Directive – Identify the lines that contain the word "styles", then copy them.
━━━━━ Source material
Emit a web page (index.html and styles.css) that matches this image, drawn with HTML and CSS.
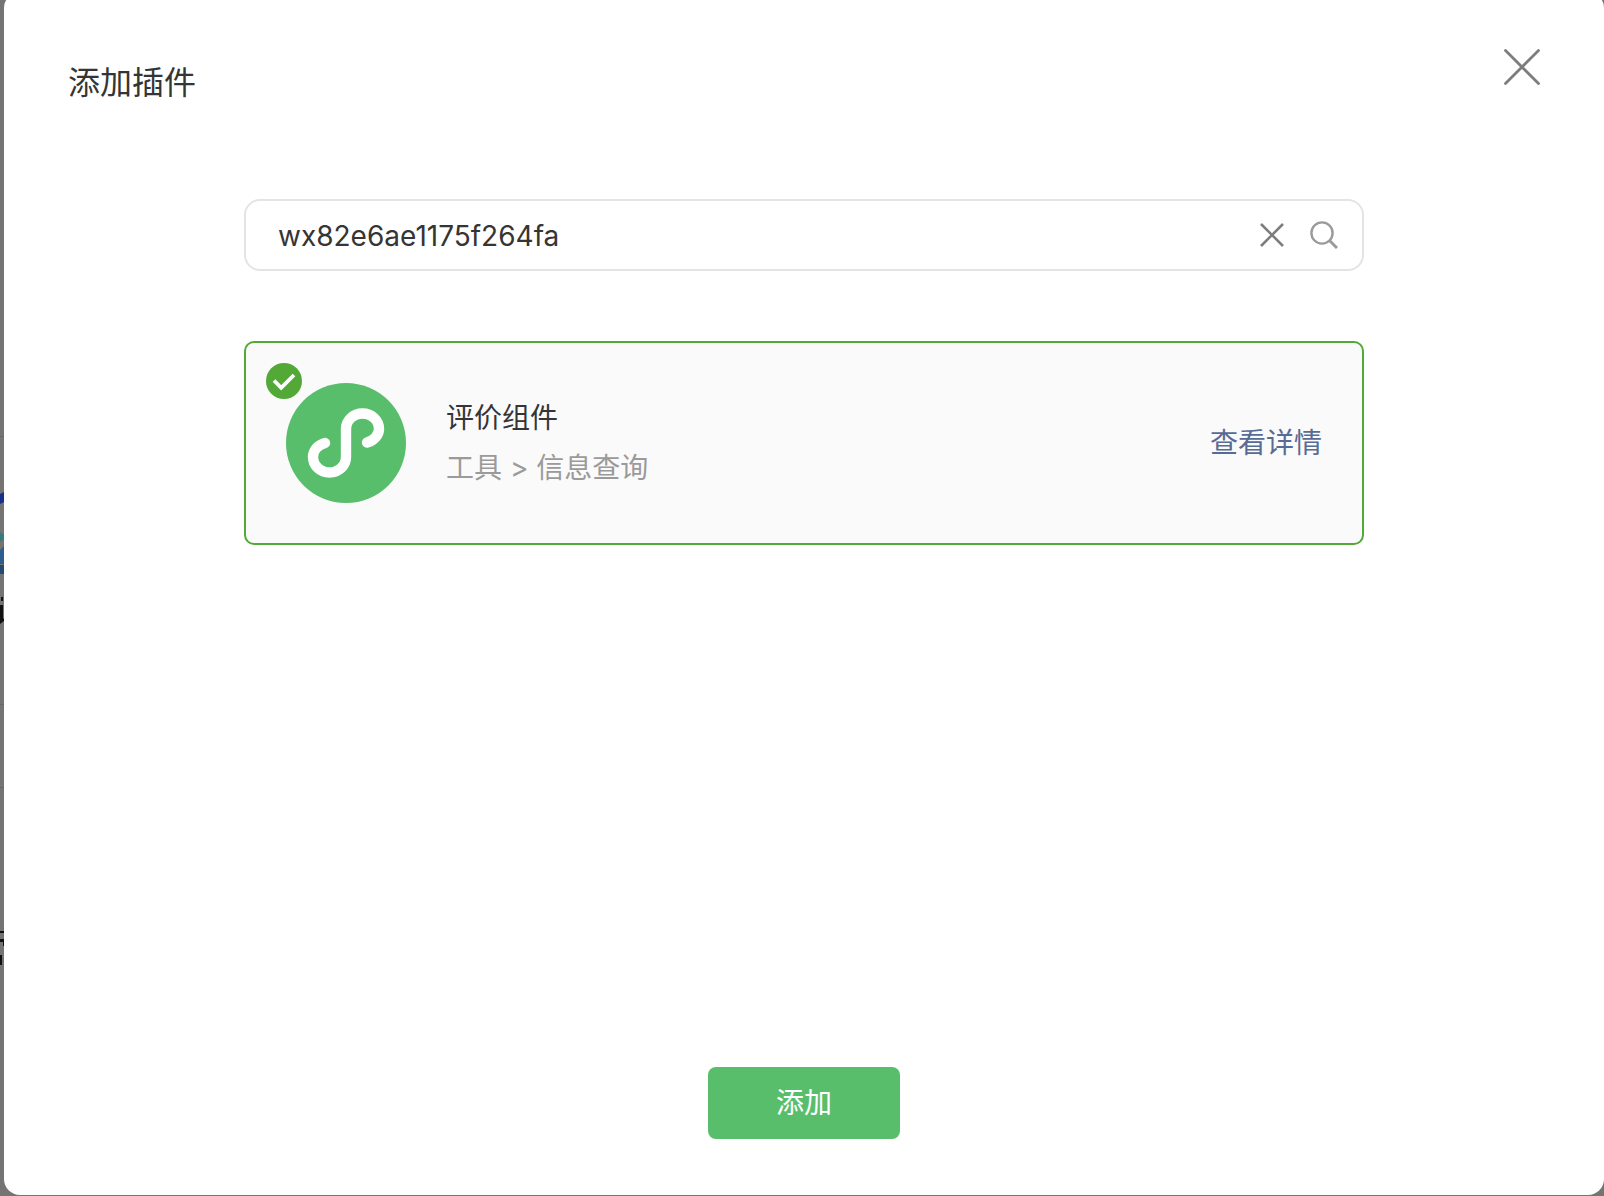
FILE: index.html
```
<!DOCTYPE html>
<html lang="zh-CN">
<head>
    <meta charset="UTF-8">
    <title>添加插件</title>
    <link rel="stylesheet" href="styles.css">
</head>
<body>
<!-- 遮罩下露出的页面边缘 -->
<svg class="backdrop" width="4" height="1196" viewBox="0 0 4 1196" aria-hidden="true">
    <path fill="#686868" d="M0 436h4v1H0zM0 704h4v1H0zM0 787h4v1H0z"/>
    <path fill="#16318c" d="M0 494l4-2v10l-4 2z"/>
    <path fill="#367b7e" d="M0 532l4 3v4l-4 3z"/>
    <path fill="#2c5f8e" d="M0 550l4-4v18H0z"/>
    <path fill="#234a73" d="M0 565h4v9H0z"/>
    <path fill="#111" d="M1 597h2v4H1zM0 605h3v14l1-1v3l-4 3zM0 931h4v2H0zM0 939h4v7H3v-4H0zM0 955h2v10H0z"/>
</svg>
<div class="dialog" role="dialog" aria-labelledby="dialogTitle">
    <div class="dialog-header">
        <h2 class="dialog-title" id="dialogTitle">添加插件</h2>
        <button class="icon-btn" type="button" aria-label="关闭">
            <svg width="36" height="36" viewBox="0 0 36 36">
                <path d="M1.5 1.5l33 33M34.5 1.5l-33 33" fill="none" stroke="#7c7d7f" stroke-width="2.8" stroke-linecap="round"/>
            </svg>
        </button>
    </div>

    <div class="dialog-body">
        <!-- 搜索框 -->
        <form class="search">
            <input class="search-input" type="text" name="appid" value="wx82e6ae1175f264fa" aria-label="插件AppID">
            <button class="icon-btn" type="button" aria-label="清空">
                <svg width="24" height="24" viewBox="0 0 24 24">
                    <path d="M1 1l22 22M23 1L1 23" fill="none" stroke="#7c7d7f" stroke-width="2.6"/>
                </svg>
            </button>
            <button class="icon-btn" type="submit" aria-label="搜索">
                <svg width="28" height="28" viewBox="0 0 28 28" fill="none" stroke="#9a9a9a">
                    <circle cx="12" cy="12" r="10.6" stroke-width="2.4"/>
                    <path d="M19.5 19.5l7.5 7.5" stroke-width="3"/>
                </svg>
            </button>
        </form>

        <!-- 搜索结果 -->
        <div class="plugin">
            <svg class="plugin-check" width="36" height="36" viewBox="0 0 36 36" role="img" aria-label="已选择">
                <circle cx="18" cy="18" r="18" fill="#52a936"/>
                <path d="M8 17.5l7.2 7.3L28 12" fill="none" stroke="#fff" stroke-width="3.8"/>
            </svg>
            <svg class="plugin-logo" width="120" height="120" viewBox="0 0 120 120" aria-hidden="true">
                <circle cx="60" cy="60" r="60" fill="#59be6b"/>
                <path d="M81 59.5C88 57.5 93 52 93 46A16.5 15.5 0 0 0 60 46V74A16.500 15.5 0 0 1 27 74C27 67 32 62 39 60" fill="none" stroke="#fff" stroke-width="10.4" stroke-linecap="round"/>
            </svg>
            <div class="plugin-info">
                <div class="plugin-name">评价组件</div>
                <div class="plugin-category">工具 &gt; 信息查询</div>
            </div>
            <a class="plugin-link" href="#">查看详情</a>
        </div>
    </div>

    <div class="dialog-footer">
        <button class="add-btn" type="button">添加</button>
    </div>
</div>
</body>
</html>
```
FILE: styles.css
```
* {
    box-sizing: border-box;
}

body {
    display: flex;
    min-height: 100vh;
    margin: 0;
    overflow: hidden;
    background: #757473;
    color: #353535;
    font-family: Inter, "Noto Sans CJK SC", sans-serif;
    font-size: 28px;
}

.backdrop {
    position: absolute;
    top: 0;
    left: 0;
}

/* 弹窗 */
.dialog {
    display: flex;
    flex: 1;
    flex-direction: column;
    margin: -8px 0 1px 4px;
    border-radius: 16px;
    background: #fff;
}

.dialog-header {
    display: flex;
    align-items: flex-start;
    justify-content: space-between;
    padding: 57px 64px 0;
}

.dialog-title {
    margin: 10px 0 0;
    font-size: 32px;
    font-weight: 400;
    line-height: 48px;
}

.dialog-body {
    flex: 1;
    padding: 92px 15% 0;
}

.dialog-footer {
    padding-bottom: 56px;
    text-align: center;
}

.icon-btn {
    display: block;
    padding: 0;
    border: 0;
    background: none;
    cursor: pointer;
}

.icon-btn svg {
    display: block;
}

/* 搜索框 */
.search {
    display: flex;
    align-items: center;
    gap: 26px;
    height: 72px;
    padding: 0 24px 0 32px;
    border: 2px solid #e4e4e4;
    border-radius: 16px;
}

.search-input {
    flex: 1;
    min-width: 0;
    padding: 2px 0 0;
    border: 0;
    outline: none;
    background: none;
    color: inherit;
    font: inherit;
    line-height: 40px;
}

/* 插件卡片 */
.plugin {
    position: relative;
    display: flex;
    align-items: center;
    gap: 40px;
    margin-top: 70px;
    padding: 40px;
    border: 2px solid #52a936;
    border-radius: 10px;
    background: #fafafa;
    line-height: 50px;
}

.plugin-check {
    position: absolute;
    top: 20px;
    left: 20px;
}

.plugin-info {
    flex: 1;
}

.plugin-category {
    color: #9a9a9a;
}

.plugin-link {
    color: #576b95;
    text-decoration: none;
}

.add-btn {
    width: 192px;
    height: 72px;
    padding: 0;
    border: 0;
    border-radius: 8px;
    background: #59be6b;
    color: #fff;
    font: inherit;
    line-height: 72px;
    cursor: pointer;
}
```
━━━━━━━━━━
Solution for this exercise –
Emit a web page (index.html and styles.css) that matches this image, drawn with HTML and CSS.
    <link rel="stylesheet" href="styles.css">
FILE: styles.css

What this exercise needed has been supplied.